Every company is competing with hundreds of other companies for attention – from every region in the world – and regulations are changing on an almost daily basis. While the Israeli technology may be superior, that won’t matter if the company can’t break through the noise and build relationships.
Not knowing how to bring your product to your target market, who your competitors are, or if alternatives already exist is an error we see every day. Investors are bombarded by new ideas and they won’t spend time on a company that makes promises it can’t substantiate with real science, won’t divulge information, is focused on many things instead of doing one thing really well, is slow to follow up, or is difficult to work with – regardless of how impressive the product may be. If an investor or partner asks you what makes your technology better and the only answer you have is ‘trust me’, you can be assured that they will smile politely and move on.
If an investor or partner asks you what makes your technology better and the only answer you have is ‘trust me’, you can be assured that they will smile politely and move on
The business side of the global industry has matured and is now behaving much more like traditional markets. Investors are smarter, no longer investing in an idea but taking a more analytical approach and only investing in a commercially viable company. Technology companies can’t rely on the next great idea. They must show commercialization plans including a solid strategy, distribution agreements and a logical approach to partnership expectations. Company valuations are based on comparables, revenue and real potential. Telling an investor to ‘make me an offer’ simply won’t fly.
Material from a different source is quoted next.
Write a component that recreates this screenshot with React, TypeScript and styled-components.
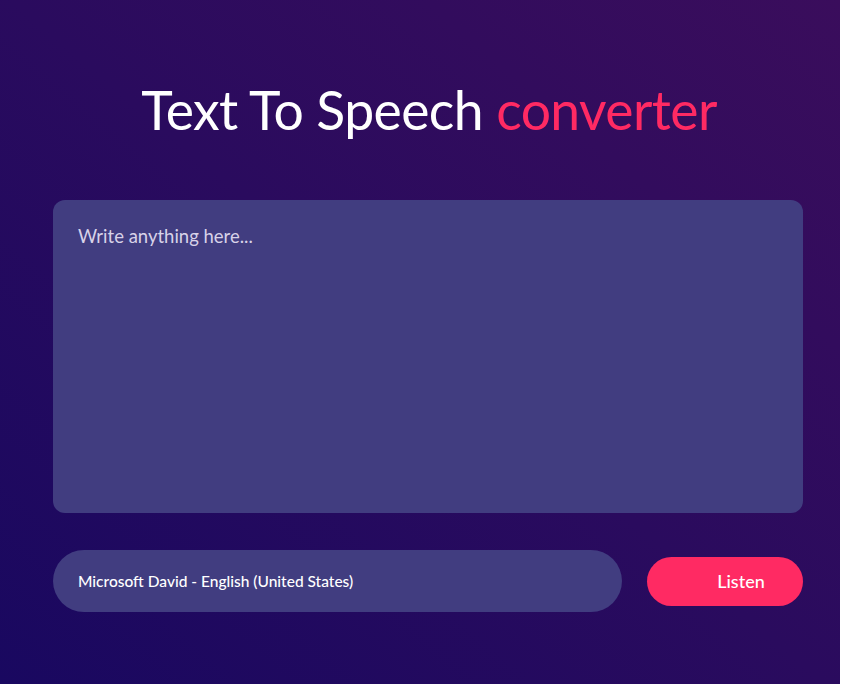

Investors want to see revenue generation, a pilot, testimonials – even if small, and a team that is open to creative partnerships. We can look at BOL as an example, a company that launched an IPO with a valuation of $1 billion with a few million in revenue, which ultimately failed. Just like in any other industry, multiples are based on revenue and concrete strategies, plus investors that get in early need room to see an upside for their risk.
Investments are still taking place every day in the cannabis space. But more are moving downstream to brands, retailers and technology companies. The discrepancy between the impressive technologies that Israeli companies have to offer to how they are perceived by the international market is huge. The discrepancy between the technologies those companies are developing, to what the market actually needs and is ready for, is even bigger.
So, no, the Israeli cannabis bubble didn’t burst, it just grew a thicker skin. If Israeli players want to succeed in the global market, they need to step up and present a solid business structure and realistic expectations to secure the capital needed.
With these tools in place, Israel still has the opportunity to push the entire global industry forward with safe, stable, science-based cannabis products for everyday usage and treatment.